Nous arrivons à l’année 2012, où l’ensemble prend le nom d’Orchestre de chambre de Paris, mais il subira quelque flottements lors des années suivantes. Jusqu’à l’arrivée en 2015 du chef actuel, Douglas Boyd, né en Écosse mais vivant à Londres, quant il n’est pas en train de parcourir le monde la baguette à la main (voir mon article du 12 décembre 2017). Pour lui, cet anniversaire est particulièrement émouvant, car il sonne l’heure où les membres fondateurs passent le flambeau à une nouvelle génération de musiciens.
Et comme à son habitude, taraudé par le désir de faire plaisir à la fois aux musiciens et au public, mister Boyd nous a concocté un programme peu banal, symbolisant les multiples vocations de l’orchestre, jugez plutôt :
création mondiale pour ténor et orchestre du jeune compositeur français Arthur Lavandier «Le Périple d’Hannon» (20 minutes) ; «Les Illuminations» de Benjamin Britten (20 minutes) pour ténor et orchestre ; «Tzigane» de Ravel (11 minutes) pour violon et orchestre ; «Symphonie n°40 en sol mineur» de Mozart (25 minutes).

Je ne connaissais pas l’œuvre de Lavandier, et sa déconcertante odyssée maritime du navigateur carthaginois Hannon (parti fonder une colonie sur la côte Ouest de l’Afrique au 6ème siècle avant notre ère) m’a laissée un peu sur le rivage, éprouvant du mal à me laisser emporter par la prosodie du ténor James Way. Aucun problème, par contre, avec le ténor vétéran Mark Padmore, très inspiré dans «Les Illuminations » de Rimbaud, à ceci près qu’aimant tellement entendre Britten «en anglais», j’étais un peu frustrée de l’entendre «en français», fusse dans le poème de Rimbaud. Pour l’éblouissant «Tzigane» de Ravel, maestro Boyd avait fait appel au «violon solo super soliste» de l’orchestre, la blonde Deborah Nemtanu (dont la sœur, la brune Sarah, est premier violon solo de l’Orchestre national de France); et pour une fois, le maestro n’avait pas clos la soirée par une symphonie de Haydn, mais avec la quarantième de Mozart, en clin d’œil au quarantième birthday.

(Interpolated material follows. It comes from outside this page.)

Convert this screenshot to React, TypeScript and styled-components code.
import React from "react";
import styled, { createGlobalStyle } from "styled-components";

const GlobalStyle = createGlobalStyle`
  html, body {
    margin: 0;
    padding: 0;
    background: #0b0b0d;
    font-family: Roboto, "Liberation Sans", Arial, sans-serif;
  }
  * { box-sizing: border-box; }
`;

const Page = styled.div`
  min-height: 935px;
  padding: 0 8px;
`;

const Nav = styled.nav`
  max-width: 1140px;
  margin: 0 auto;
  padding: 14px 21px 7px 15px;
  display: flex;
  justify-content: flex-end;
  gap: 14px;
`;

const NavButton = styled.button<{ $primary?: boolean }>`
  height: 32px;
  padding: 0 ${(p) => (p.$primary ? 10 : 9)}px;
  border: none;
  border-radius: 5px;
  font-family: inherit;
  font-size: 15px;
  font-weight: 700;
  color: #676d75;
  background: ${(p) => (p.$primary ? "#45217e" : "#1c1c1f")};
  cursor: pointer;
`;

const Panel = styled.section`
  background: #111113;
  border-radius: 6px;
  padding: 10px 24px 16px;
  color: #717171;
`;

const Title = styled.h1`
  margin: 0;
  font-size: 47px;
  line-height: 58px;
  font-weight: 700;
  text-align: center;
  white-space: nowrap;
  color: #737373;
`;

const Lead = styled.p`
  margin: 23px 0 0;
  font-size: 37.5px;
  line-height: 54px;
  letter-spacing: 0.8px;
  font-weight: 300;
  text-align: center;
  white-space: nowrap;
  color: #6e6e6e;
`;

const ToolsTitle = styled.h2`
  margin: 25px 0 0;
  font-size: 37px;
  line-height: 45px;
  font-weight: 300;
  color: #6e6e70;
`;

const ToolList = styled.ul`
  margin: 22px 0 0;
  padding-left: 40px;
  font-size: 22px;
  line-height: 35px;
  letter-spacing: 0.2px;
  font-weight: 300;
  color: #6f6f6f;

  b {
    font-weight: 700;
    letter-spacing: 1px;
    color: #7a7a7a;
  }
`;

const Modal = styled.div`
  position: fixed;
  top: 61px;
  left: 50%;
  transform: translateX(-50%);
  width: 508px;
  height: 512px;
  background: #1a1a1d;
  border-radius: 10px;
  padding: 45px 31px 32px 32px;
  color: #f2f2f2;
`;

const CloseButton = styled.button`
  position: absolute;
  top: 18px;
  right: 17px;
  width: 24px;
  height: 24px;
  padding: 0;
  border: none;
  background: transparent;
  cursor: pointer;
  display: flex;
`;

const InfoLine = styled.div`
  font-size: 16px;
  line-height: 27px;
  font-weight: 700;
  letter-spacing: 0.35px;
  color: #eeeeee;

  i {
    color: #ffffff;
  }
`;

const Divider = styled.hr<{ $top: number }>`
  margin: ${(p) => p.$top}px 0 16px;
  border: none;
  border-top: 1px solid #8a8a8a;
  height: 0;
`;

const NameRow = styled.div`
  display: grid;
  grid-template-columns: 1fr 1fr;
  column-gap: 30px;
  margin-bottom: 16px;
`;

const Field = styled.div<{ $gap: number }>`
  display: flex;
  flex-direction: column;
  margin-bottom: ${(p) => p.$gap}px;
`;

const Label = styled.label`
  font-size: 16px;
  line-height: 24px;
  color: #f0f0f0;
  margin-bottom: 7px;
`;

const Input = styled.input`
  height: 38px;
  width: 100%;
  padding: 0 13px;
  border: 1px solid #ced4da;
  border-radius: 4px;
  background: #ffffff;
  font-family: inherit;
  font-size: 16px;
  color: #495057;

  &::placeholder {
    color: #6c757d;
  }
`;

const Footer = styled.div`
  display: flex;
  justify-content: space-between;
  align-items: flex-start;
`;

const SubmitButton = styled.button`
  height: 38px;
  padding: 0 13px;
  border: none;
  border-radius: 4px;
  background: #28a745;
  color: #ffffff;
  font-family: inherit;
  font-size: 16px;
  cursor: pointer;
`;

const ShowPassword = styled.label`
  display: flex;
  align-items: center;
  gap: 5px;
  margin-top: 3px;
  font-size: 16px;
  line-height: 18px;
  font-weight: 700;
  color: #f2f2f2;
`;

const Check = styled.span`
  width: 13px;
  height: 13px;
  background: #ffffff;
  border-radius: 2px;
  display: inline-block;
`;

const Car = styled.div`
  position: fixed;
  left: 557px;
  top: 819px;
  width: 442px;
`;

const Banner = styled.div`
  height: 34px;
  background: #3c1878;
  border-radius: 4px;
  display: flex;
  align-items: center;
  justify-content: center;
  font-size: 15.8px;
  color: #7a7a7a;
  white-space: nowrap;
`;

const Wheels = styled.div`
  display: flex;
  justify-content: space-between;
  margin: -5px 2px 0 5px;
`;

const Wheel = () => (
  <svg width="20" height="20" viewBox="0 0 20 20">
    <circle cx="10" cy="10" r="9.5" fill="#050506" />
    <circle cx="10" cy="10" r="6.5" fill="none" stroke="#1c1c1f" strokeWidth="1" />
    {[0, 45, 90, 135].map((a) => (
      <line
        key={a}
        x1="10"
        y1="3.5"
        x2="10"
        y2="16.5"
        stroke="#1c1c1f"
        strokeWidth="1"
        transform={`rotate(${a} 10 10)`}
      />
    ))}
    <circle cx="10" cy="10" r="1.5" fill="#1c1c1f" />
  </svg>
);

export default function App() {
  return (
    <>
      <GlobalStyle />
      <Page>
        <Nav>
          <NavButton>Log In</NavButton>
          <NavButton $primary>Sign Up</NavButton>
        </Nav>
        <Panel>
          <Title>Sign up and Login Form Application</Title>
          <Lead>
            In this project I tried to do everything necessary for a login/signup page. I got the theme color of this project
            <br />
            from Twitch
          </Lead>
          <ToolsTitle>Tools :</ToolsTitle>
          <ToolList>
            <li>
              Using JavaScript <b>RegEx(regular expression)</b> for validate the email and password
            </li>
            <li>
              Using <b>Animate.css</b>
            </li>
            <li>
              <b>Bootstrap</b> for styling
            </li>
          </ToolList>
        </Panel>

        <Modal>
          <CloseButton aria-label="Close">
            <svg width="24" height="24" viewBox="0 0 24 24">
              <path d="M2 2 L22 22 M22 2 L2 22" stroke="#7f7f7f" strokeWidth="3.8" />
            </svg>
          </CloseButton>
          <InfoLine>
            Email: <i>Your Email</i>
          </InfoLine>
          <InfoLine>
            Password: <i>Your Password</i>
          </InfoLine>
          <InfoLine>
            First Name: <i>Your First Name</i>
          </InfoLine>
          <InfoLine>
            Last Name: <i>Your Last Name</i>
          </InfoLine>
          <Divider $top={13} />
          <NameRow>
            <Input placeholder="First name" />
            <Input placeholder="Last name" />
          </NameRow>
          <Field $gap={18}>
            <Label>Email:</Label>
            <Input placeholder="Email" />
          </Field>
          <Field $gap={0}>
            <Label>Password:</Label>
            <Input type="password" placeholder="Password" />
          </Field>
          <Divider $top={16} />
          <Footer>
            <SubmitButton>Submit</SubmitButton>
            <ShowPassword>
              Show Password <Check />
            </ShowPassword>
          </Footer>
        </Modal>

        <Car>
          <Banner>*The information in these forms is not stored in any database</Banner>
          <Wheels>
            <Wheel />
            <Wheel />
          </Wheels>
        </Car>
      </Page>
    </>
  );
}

Dans une vidéo visible sur le site internet de l’orchestre, on peut voir le directeur musical himself, sur fond d’escalier du hall du TCE, tapis rouge et balustrade noir Art déco, confier son désir de «célébrer l’alliance franco-anglaise» de façon un peu naïve, me semble-t-il, notamment avec ce Britten «en français». Mais saluons son charmant accent français, et sa façon de promouvoir avec feu les multiples vocations de «son» orchestre à travers ce concert inaugural comme à travers toute la saison 18-19 : défendre quatre siècles de musique, du baroque au contemporain, avec ses quarante-trois musiciens ; mettre la voix à l’honneur ; et porter la bonne parole musicale là où on ne l’attend pas toujours, dans les lycées, les prisons, au cœur des cités, ou encore dans les cours du Marais en juillet prochain.

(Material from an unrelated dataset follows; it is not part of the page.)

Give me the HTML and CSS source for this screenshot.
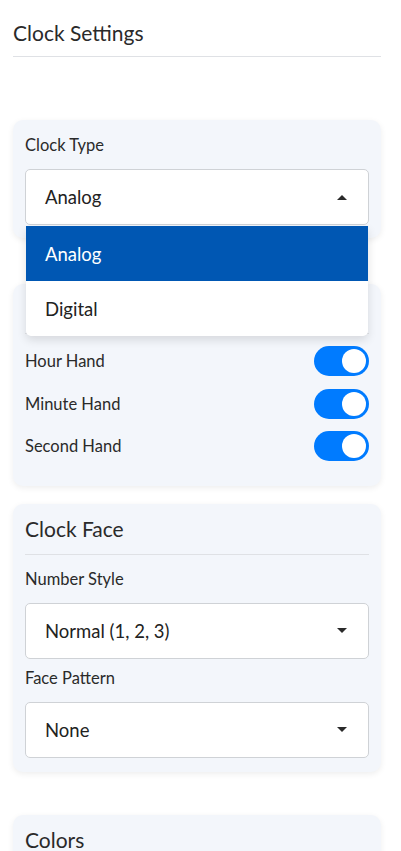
FILE: index.html
```html
<!DOCTYPE html>
<html lang="en">
<head>
<meta charset="utf-8">
<title>Clock Settings</title>
<link rel="stylesheet" href="styles.css">
</head>
<body>
<div class="panel">
  <h2 class="panel-title">Clock Settings</h2>

  <section class="card card-type">
    <div class="field">
      <label class="field-label">Clock Type</label>
      <div class="select-wrap">
        <div class="select open">
          <span>Analog</span>
          <span class="caret up"></span>
        </div>
        <ul class="options">
          <li class="option selected">Analog</li>
          <li class="option">Digital</li>
        </ul>
      </div>
    </div>
  </section>

  <section class="card card-hands">
    <div class="card-head"></div>
    <div class="toggle-row">
      <span>Hour Hand</span>
      <span class="toggle"><span class="knob"></span></span>
    </div>
    <div class="toggle-row">
      <span>Minute Hand</span>
      <span class="toggle"><span class="knob"></span></span>
    </div>
    <div class="toggle-row">
      <span>Second Hand</span>
      <span class="toggle"><span class="knob"></span></span>
    </div>
  </section>

  <section class="card card-face">
    <h3 class="card-title">Clock Face</h3>
    <div class="field">
      <label class="field-label">Number Style</label>
      <div class="select">
        <span>Normal (1, 2, 3)</span>
        <span class="caret"></span>
      </div>
    </div>
    <div class="field">
      <label class="field-label">Face Pattern</label>
      <div class="select">
        <span>None</span>
        <span class="caret"></span>
      </div>
    </div>
  </section>

  <section class="card card-colors">
    <h3 class="card-title">Colors</h3>
  </section>
</div>
</body>
</html>
```

FILE: styles.css
```css
* { box-sizing: border-box; }

html, body {
  margin: 0;
  padding: 0;
  background: #ffffff;
}

body {
  font-family: Lato, "Open Sans", "Noto Sans", sans-serif;
  color: #2a2a2a;
  overflow: hidden;
  height: 851px;
}

.panel {
  padding: 20px 20px 0 13px;
}

.panel-title {
  margin: 0;
  font-size: 21px;
  font-weight: 400;
  line-height: 26px;
  padding-bottom: 10px;
  border-bottom: 1px solid #dfe1e5;
  color: #2a2a2a;
}

.card {
  background: #f3f6fb;
  border-radius: 10px;
  box-shadow: 0 2px 6px rgba(0, 0, 0, 0.07);
  padding: 12px;
}

.card-type {
  margin-top: 63px;
  padding-top: 13px;
  padding-bottom: 13px;
  position: relative;
  z-index: 2;
}

.card-hands {
  margin-top: 46px;
  padding-bottom: 12px;
}

.card-head {
  height: 38px;
  border-bottom: 1px solid #dfe1e5;
  margin-bottom: 12px;
}

.card-face {
  margin-top: 18px;
  padding-bottom: 14px;
}

.card-colors {
  margin-top: 43px;
  height: 60px;
}

.card-title {
  margin: 0 0 12px;
  font-size: 21px;
  font-weight: 400;
  line-height: 26px;
  padding-bottom: 12px;
  border-bottom: 1px solid #dfe1e5;
  color: #2a2a2a;
}

.field + .field {
  margin-top: 7px;
}

.field-label {
  display: block;
  font-size: 16.5px;
  line-height: 24px;
  margin-bottom: 12px;
  color: #2a2a2a;
}

.select-wrap {
  position: relative;
}

.select {
  height: 56px;
  background: #ffffff;
  border: 1px solid #cfd2d6;
  border-radius: 5px;
  display: flex;
  align-items: center;
  justify-content: space-between;
  padding: 0 21px 0 19px;
  font-size: 18.5px;
  color: #222222;
}

.caret {
  width: 0;
  height: 0;
  border-left: 5px solid transparent;
  border-right: 5px solid transparent;
  border-top: 5px solid #2a2a2a;
}

.caret.up {
  border-top: 0;
  border-bottom: 5px solid #2a2a2a;
}

.options {
  position: absolute;
  left: 1px;
  right: 1px;
  top: 57px;
  margin: 0;
  padding: 0;
  list-style: none;
  background: #ffffff;
  border-radius: 0 0 5px 5px;
  box-shadow: 0 4px 10px rgba(0, 0, 0, 0.12);
  overflow: hidden;
}

.option {
  height: 55px;
  display: flex;
  align-items: center;
  padding-left: 19px;
  font-size: 18.5px;
  color: #222222;
}

.option.selected {
  background: #0057b3;
  color: #ffffff;
}

.toggle-row {
  display: flex;
  align-items: center;
  justify-content: space-between;
  height: 30px;
  margin-bottom: 12.5px;
  font-size: 16.5px;
  color: #2a2a2a;
}

.toggle {
  width: 55px;
  height: 30px;
  border-radius: 15px;
  background: #007bff;
  display: flex;
  align-items: center;
  justify-content: flex-end;
  padding-right: 3px;
}

.knob {
  width: 24px;
  height: 24px;
  border-radius: 50%;
  background: #ffffff;
}
```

Sur le plan vocal, il y a aura des rendez-vous  bien alléchants, notamment :
Stephanie d’Oustrac chantant Mozart en novembre au TCE ; must absolu, la sublime mezzo américaine Joyce DiDonato dans «Maria Stuarda» de Donizetti le 6 décembre (coproduction «Les Grandes Voix»); gala «bel canto jeune génération» le 11 décembre à la Philharmonie de Paris (une des résidences de l’OCP), ainsi que «L’Enfance du Christ» de Berlioz le 12 janvier ; «Winterreise», le sublime «Voyage d’hiver» de Schubert, distillé par Mark Padmore  le 14 février au TCE; puis «Ariane à Naxos» de Strauss en mars au TCE et «Stabat Mater» de Rossini (ah la musique religieuse de Rossini !) avec Sonya Yoncheva superstar le 28 mai à la Philharmonie ; «Madame Favart» d’Offenbach à l’Opéra Comique, en juin 2019, fermant la marche lyrique.
Et bien entendu, puisque c’est « l’ADN de l’orchestre » ( expression consacrée ! ) musique de chambre avec notamment des pointures françaises de stature internationale comme le flutiste Emmanuel Pahud ou le hautboïste François Leleux.
Sans oublier la saison chambriste des musiciens de l’orchestre dans la délicieuse salle Cortot.